**Written request:** Set down, exactly as written, only the lines starting with the one that holds "Rebuild this screenshot" and ending with the one that holds "const LIT = new".

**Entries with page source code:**
start

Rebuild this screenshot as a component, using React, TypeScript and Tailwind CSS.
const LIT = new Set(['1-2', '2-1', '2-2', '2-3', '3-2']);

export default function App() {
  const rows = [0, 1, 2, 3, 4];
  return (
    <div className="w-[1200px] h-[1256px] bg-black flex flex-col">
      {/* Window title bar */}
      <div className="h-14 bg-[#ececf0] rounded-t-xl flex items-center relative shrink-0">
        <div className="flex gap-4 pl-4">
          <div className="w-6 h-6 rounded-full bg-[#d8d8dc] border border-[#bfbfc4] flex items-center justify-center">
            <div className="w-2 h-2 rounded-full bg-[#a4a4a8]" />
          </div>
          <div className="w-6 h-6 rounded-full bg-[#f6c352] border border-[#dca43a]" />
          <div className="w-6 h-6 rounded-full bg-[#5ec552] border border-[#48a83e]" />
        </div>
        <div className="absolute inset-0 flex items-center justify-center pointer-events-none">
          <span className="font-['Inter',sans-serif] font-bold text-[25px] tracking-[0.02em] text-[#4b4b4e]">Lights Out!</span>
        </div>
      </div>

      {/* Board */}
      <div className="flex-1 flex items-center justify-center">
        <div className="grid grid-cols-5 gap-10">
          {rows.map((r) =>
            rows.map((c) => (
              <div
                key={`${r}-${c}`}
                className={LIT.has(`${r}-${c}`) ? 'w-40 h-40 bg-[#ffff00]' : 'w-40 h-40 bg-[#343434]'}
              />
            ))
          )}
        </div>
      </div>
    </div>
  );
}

end
start

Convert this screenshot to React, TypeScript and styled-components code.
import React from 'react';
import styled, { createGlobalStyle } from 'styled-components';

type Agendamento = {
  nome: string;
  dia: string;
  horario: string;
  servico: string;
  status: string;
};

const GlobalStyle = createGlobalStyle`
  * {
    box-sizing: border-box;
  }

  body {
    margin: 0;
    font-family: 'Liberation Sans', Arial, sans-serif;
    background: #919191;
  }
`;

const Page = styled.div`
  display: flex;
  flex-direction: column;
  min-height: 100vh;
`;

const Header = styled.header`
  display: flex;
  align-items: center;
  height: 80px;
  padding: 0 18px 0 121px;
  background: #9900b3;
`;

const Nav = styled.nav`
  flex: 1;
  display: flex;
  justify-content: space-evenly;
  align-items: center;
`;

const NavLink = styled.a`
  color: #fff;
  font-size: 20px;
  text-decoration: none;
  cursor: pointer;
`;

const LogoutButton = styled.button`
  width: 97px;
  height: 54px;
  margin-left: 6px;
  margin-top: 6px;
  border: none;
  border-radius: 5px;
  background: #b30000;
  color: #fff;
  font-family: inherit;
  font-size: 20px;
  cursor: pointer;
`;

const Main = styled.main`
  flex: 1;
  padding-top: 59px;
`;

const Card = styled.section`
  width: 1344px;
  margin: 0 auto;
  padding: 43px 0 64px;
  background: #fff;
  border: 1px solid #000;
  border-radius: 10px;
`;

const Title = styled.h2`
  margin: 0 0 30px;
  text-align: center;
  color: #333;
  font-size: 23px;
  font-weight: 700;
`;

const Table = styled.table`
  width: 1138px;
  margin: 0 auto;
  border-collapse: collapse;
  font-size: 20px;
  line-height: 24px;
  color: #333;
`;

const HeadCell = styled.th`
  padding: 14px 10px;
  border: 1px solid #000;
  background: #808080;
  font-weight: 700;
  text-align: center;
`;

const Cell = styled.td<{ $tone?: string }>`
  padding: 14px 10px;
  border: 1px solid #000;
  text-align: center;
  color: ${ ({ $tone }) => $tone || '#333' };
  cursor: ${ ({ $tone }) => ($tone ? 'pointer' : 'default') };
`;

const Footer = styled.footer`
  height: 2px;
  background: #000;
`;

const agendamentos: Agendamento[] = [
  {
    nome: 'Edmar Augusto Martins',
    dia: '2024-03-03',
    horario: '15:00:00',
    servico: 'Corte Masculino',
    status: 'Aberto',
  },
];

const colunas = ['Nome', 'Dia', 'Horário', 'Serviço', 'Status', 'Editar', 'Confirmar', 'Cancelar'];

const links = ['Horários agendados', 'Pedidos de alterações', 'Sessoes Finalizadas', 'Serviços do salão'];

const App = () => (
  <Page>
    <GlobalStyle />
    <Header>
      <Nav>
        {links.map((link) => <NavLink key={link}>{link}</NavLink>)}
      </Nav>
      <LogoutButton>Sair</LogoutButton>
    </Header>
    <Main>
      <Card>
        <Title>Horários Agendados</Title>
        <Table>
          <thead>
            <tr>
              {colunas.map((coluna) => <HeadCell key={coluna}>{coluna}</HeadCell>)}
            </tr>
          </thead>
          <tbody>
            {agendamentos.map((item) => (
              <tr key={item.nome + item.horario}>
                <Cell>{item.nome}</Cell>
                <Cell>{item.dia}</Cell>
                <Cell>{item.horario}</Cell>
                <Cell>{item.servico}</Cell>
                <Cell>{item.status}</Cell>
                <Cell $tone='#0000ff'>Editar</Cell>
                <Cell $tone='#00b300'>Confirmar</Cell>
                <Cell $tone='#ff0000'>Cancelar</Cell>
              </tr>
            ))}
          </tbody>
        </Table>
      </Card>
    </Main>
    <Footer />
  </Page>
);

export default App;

end

**Written solution:**
Rebuild this screenshot as a component, using React, TypeScript and Tailwind CSS.
const LIT = new Set(['1-2', '2-1', '2-2', '2-3', '3-2']);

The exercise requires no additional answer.